The case: Using this site: http://hedwig.mgh.harvard.edu/sample_size/js/js_parallel_quant.html I have made a pilot study with 7 measurements and stated that I want a power of 80%.
It gives me this output:
The provided parameters were: significance level (adjusted for sidedness) = 0.025, standard deviation = undefined, number of patients = 7, power = 0.8, difference in means = undefined, location of mean in one group as a percentile of the other group = undefined.
The variable calculated was the minimum detectable difference.
A total of 7 patients will enter this two-treatment parallel-design study. The probability is 80 percent that the study will detect a treatment difference at a two-sided 0.05 significance level, if the true difference between treatments is 2.661 times the standard deviation.
My questions:
is 2.661 the z-score; _________?
I consider 2.661 as a min. resolution that I'm able to differentiate between two different means.
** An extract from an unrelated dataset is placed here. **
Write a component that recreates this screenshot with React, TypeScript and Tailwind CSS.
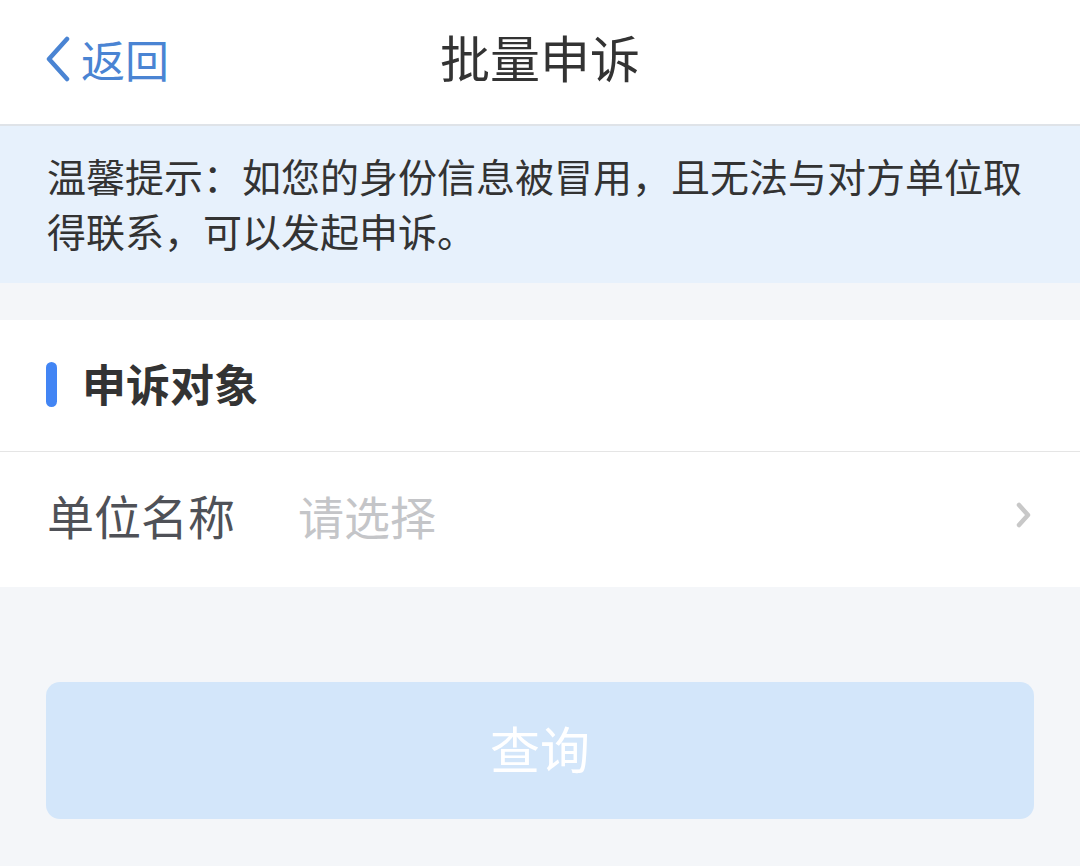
import React from "react";

export default function App() {
  return (
    <div
      className="w-[1080px] h-[866px] bg-[#f4f6f9] flex flex-col overflow-hidden"
      style={{ fontFamily: '"Noto Sans CJK SC", "Noto Sans", sans-serif' }}
    >
      {/* Header */}
      <div className="h-[126px] bg-white border-b-2 border-[#dfe3e8] flex items-center relative shrink-0">
        <div className="flex items-center pl-[44px] pb-[6px] text-[#4a84d3]">
          <svg width="28" height="46" viewBox="0 0 28 46" fill="none">
            <path d="M23 3 L5 23 L23 43" stroke="#4a84d3" strokeWidth="4.5" strokeLinecap="round" strokeLinejoin="round" />
          </svg>
          <span className="text-[44px] leading-none ml-[9px]">返回</span>
        </div>
        <div className="absolute left-0 right-0 top-0 bottom-0 flex items-center justify-center pointer-events-none pb-[12px]">
          <span className="text-[50px] leading-none text-[#333333]">批量申诉</span>
        </div>
      </div>

      {/* Notice */}
      <div className="bg-[#e7f1fc] pl-[47px] pr-[30px] pt-[22px] h-[157px] shrink-0">
        <p className="text-[39px] leading-[55px] text-[#333333]">
          温馨提示：如您的身份信息被冒用，且无法与对方单位取得联系，可以发起申诉。
        </p>
      </div>

      {/* Section */}
      <div className="mt-[37px] bg-white shrink-0">
        <div className="h-[132px] flex items-center pl-[46px] pb-[2px] border-b border-[#e5e5e5]">
          <div className="w-[11px] h-[45px] rounded-full bg-[#4285f4]" />
          <span className="ml-[25px] text-[44px] font-bold text-[#333333] leading-none pb-[4px]">申诉对象</span>
        </div>
        <div className="h-[135px] flex items-center pl-[47px] pr-[48px] pb-[10px]">
          <span className="text-[47px] text-[#4f5157] leading-none w-[251px]">单位名称</span>
          <span className="text-[46px] text-[#c4c5c8] leading-none flex-1">请选择</span>
          <svg width="16" height="26" viewBox="0 0 16 26" fill="none">
            <path d="M3 3 L12 13 L3 23" stroke="#c8c8c8" strokeWidth="4.5" strokeLinecap="round" strokeLinejoin="round" />
          </svg>
        </div>
      </div>

      {/* Button */}
      <div className="px-[46px] mt-[95px]">
        <div className="h-[137px] rounded-[14px] bg-[#d3e6fa] flex items-center justify-center pb-[8px]">
          <span className="text-[50px] text-white leading-none">查询</span>
        </div>
      </div>
    </div>
  );
}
Is that a wrong assumption; ___________?
Would plotting the mean with top and bottom error bars with length of 2.661 x STD be the 95% confidence interval; ___________?
A concrete example were I wish to use this knowledge: I wish to know something about the packing of spheres in a cylinder by dividing the total volume of spheres with the cylinder volume.
I have filled up a die with sphere particles and weighted the content afterwards (n=7). Counting the particles and comparing it to the mass, gives me the knowledge that a similar experiment must have had an average of 188,7 particles with std = 2.2 particles.
85% of the particles, or above, have a diameter in the range of 1000-1400 µm.
Plotting the average diameter of the particles against the packing gives me this:
Would it be fair to say that another sample with average in region 1 and 4, and a qual or smaller STD, would be detected by my experiment____?